“I WEAR tights all year round,” says Julia Roberts, in answer to the million denier question: when is it acceptable to fish the black opaques out from the depths of your drawers?
Roberts would say that. She has been the face – legs – of Calzedonia, the 30-year-old, billion-Euro Italian hosiery brand, for the past four years and was in Verona on Tuesday to promote her latest campaign for the company. Radiant at 49 (she looks about 30, and acts like it too), she was sporting a pair of metallic-flecked fishnets, paired with a black flip-hem skirt and a white blouse (she later changed into pink, with spot-patterned fishnets), and entered the room with a jovial holler of “Is everyone looking at my legs?”

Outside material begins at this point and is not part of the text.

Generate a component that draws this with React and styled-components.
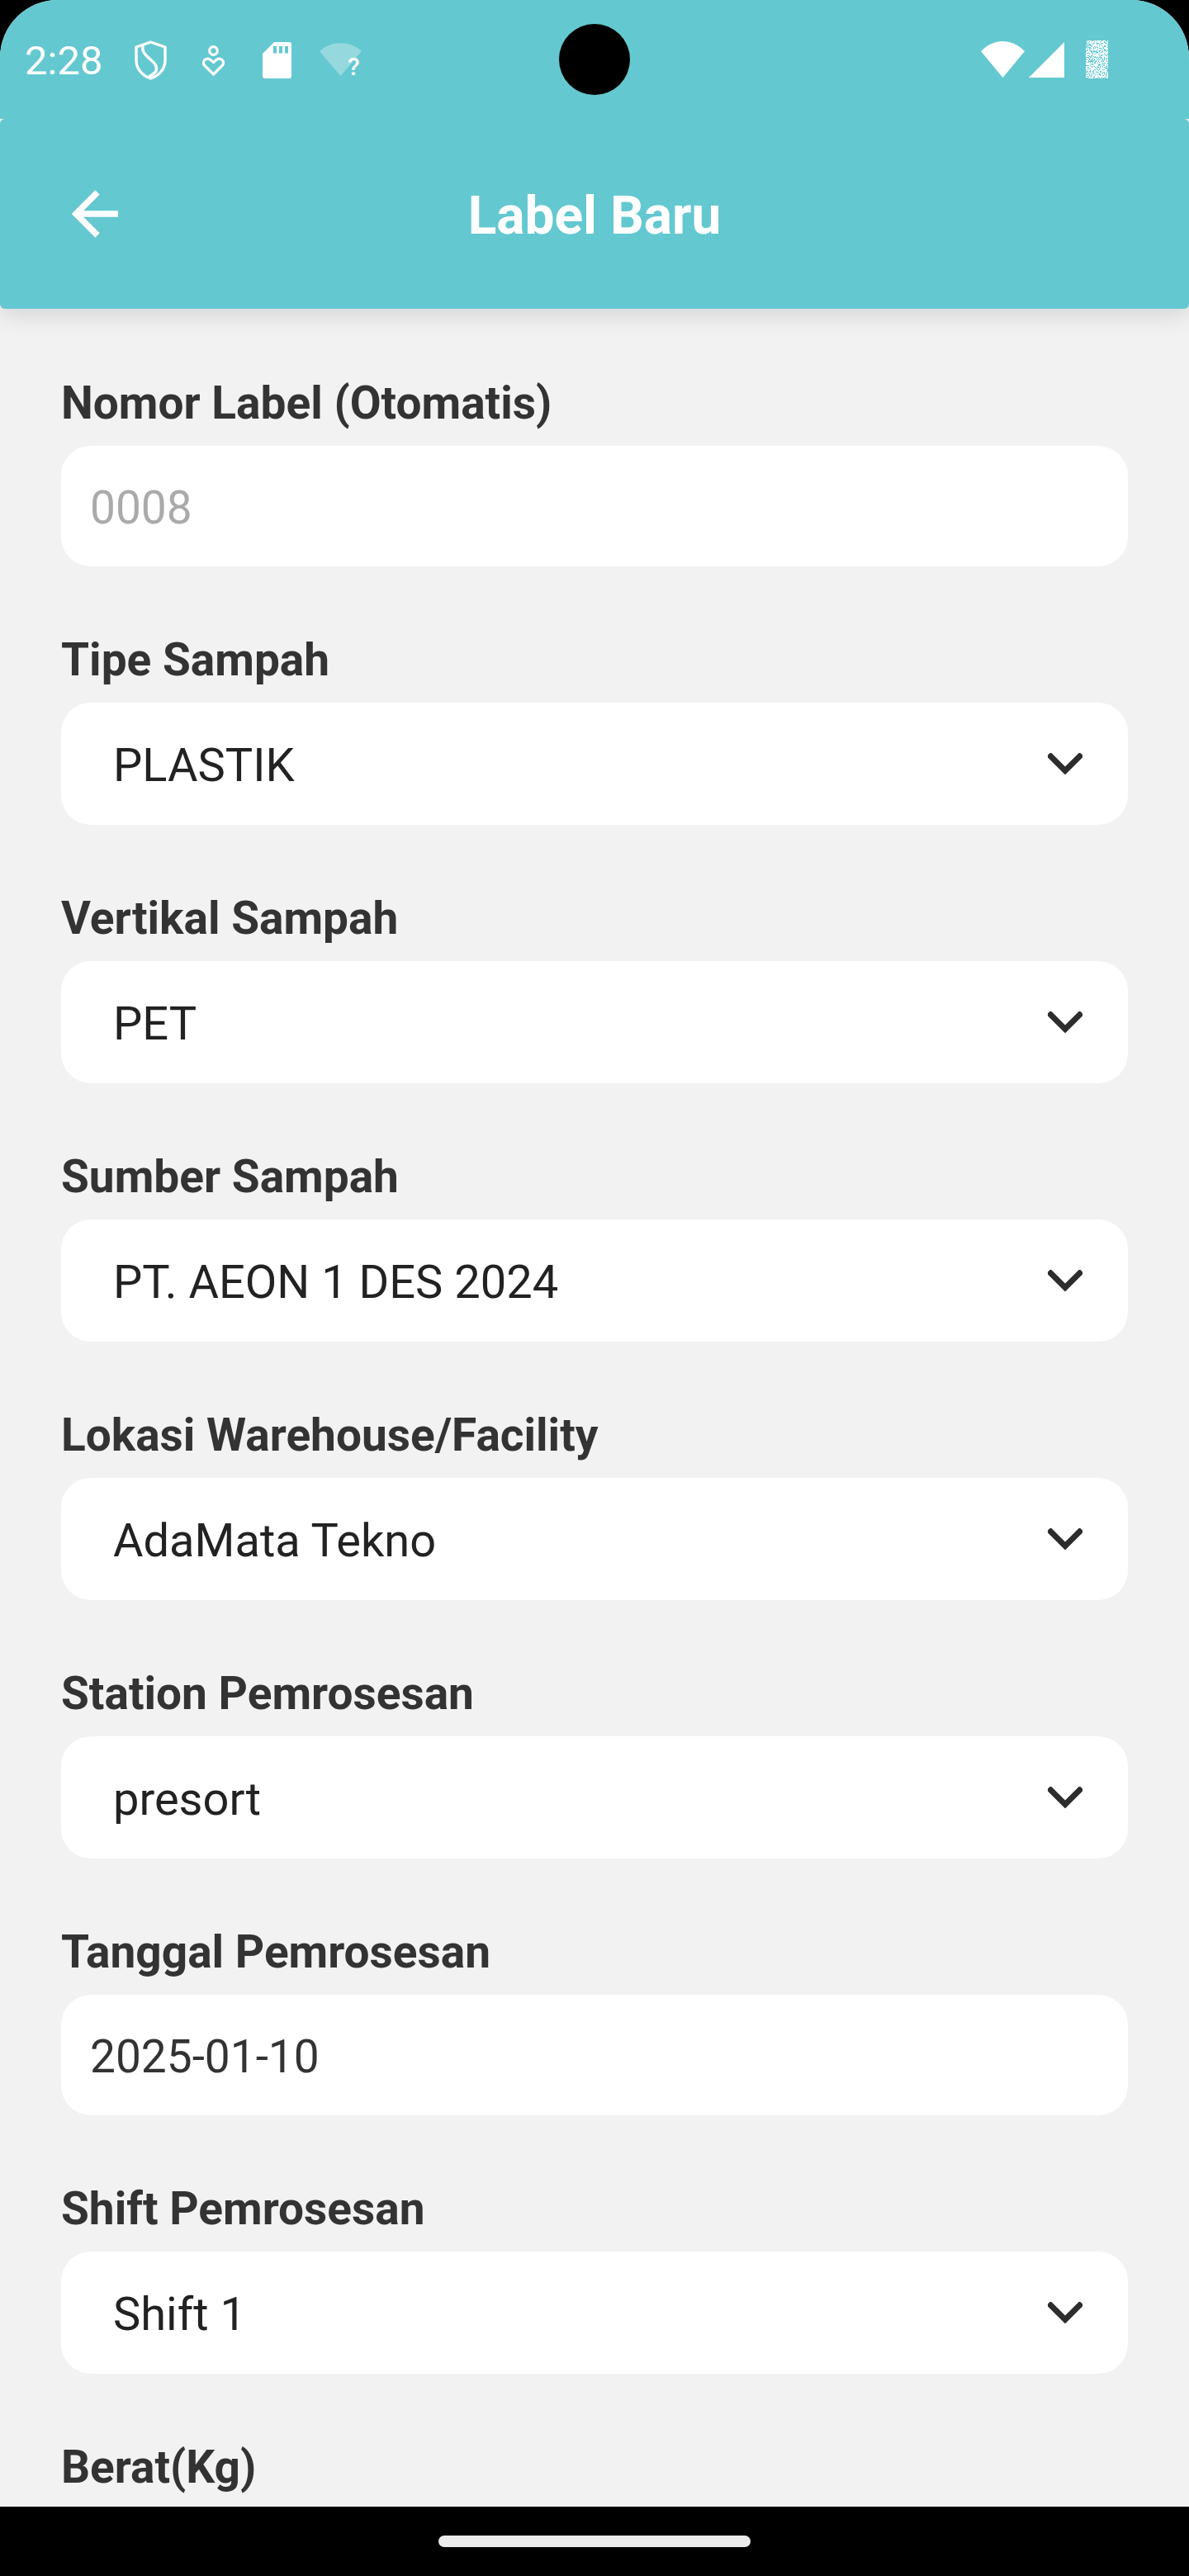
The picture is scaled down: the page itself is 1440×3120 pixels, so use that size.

We were. But mostly those fishnets. Brits have a complicated relationship with tights. It’s a love/hate yo-yo that makes Brad and Angelina’s divorce proceedings look civilised. For some, tights are a comfort blanket, an instant slim-fast for thighs and one that endorses a shorter hemline. For others they’re an inconvenience, just one ladder away from slattern. British women, in my experience, talk about tights the way the nation at large talks about the weather: endlessly and in excessive detail.
Forget about your views on Brexit: tights are the great litmus test of our times. Views on when it is acceptable to wear them indicate whether you take public transport or devote most of your income to Uber; whether you’ve just enjoyed a last minute window of sun in Pantelleria or maxed out your holiday allowance; whether you have 100k Instagram followers or 10. Bare legs can variously indicate wealth, fame, madness, youth (or an obsession with it), a healthy immune system, an allergy. Often their reception is city-specific. In London, in February, they’re scorned; in Newcastle, they’re a birth right. And in New York – where else? – the honeyed limbs skipping through the snow in this season’s Céline cone-heeled shoes confer status faster than the shoes themselves.

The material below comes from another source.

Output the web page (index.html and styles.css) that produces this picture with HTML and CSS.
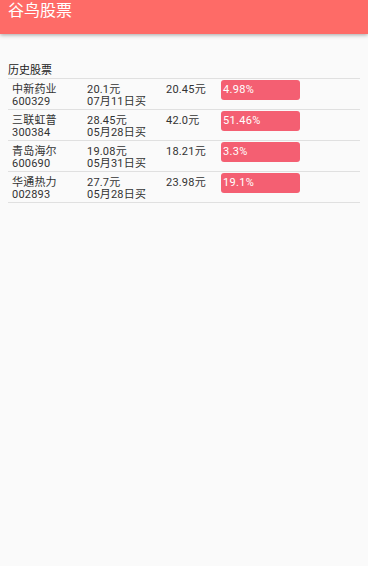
FILE: index.html
```html
<!DOCTYPE html>
<html lang="zh">
<head>
<meta charset="utf-8">
<title>谷鸟股票</title>
<link rel="stylesheet" href="styles.css">
</head>
<body>
<header class="appbar"><span class="title">谷鸟股票</span></header>
<main class="content">
  <div class="section-label">历史股票</div>
  <div class="list">
    <div class="row">
      <div class="col name"><div>中新药业</div><div>600329</div></div>
      <div class="col buy"><div>20.1元</div><div>07月11日买</div></div>
      <div class="col now"><div>20.45元</div></div>
      <div class="badge">4.98%</div>
    </div>
    <div class="row">
      <div class="col name"><div>三联虹普</div><div>300384</div></div>
      <div class="col buy"><div>28.45元</div><div>05月28日买</div></div>
      <div class="col now"><div>42.0元</div></div>
      <div class="badge">51.46%</div>
    </div>
    <div class="row">
      <div class="col name"><div>青岛海尔</div><div>600690</div></div>
      <div class="col buy"><div>19.08元</div><div>05月31日买</div></div>
      <div class="col now"><div>18.21元</div></div>
      <div class="badge">3.3%</div>
    </div>
    <div class="row">
      <div class="col name"><div>华通热力</div><div>002893</div></div>
      <div class="col buy"><div>27.7元</div><div>05月28日买</div></div>
      <div class="col now"><div>23.98元</div></div>
      <div class="badge">19.1%</div>
    </div>
  </div>
</main>
</body>
</html>
```
FILE: styles.css
```css
html, body {
  margin: 0;
  padding: 0;
  background: #fafafa;
}
body {
  font-family: Roboto, "Noto Sans CJK SC", sans-serif;
  color: #333;
  font-size: 11px;
}
.appbar {
  height: 34px;
  background: #fe6b67;
  box-shadow: 0 1px 4px rgba(0,0,0,0.35);
  box-sizing: border-box;
  padding: 0 8px;
  position: relative;
}
.title {
  display: block;
  color: #fff;
  font-size: 16px;
  line-height: 22px;
}
.content {
  padding: 0 8px;
}
.section-label {
  margin-top: 31px;
  line-height: 12px;
  padding-bottom: 1px;
  color: #222;
}
.list {
  border-top: 1px solid #e0e0e0;
}
.row {
  display: grid;
  grid-template-columns: 75px 79px 55px 79px;
  padding-left: 4px;
  height: 30px;
  border-bottom: 1px solid #e0e0e0;
}
.col {
  padding-top: 5px;
  line-height: 12px;
  letter-spacing: 0.2px;
}
.badge {
  margin-top: 1px;
  height: 20px;
  line-height: 20px;
  background: #f45f72;
  color: #fff;
  border-radius: 3px;
  padding-left: 2px;
  letter-spacing: 0.3px;
  box-sizing: border-box;
}
```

As August plunges into September and all hopes of an Indian summer look to be dashed, numerous British women are reaching for the comforting inkiness of 60 denier lycras. But don’t despair: view this knee-jerk reaction to autumn as an inspired head start on a key autumn/winter 2017 trend. At Balenciaga every single look came with tights (bar two pairs of trousers) – from the acid green and burgundy shades that recalled Jane Birkin gambolling around in the Sixties film Blow Up, to the lacy black fishnet-inspired styles that underscored the mini dresses and set off scarf-print shoes. At Céline, lacy crochet wool tights peeked out from bubble-hemmed jersey dresses, popping next to gold shoes. And at Mulberry there were thick, cosy, standard back-to-school fuzzy wool tights in sweet shop colours to offset chunky loafers.
Which brings us back to Roberts, wearing tights in Verona on a 30°C September day. The LA-based actress bears no resemblance to the Teflon New Yorker women for whom a polar vortex only provides yet another opportunity to show off freshly epilated shins. She’s enjoying a fanciful relationship with tights. “Maybe four years ago I was getting a little lazy about my fashion and this kind of brought me back into the fun of adding the element of tights. I was a victim of enjoying the bare legs and – no longer,” she laughs.

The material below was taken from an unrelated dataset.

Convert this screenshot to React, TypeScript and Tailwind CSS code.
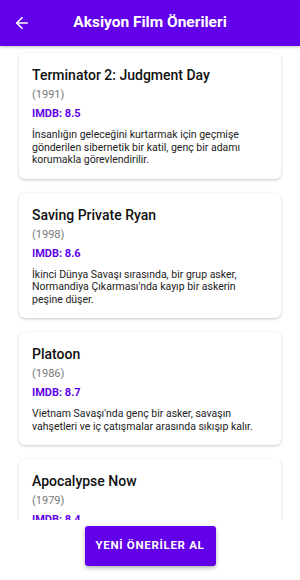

The prospect of turning 50 won’t affect her flirtation with fishnets. “It’s sort of a stereotype that women worry about getting older, or that men age better than women, so it’s kind of this made up thing that we perpetuate,” she says. “I am excited to turn 50 because… it’s gonna happen. I feel so happy with my life and where I’m at, it’s more about that than the number. I might wake up October 29 and weep but I doubt it. When you’re 50 how you feel is really just right there on your face.” And in her case, your legs. Consider yourself liberated.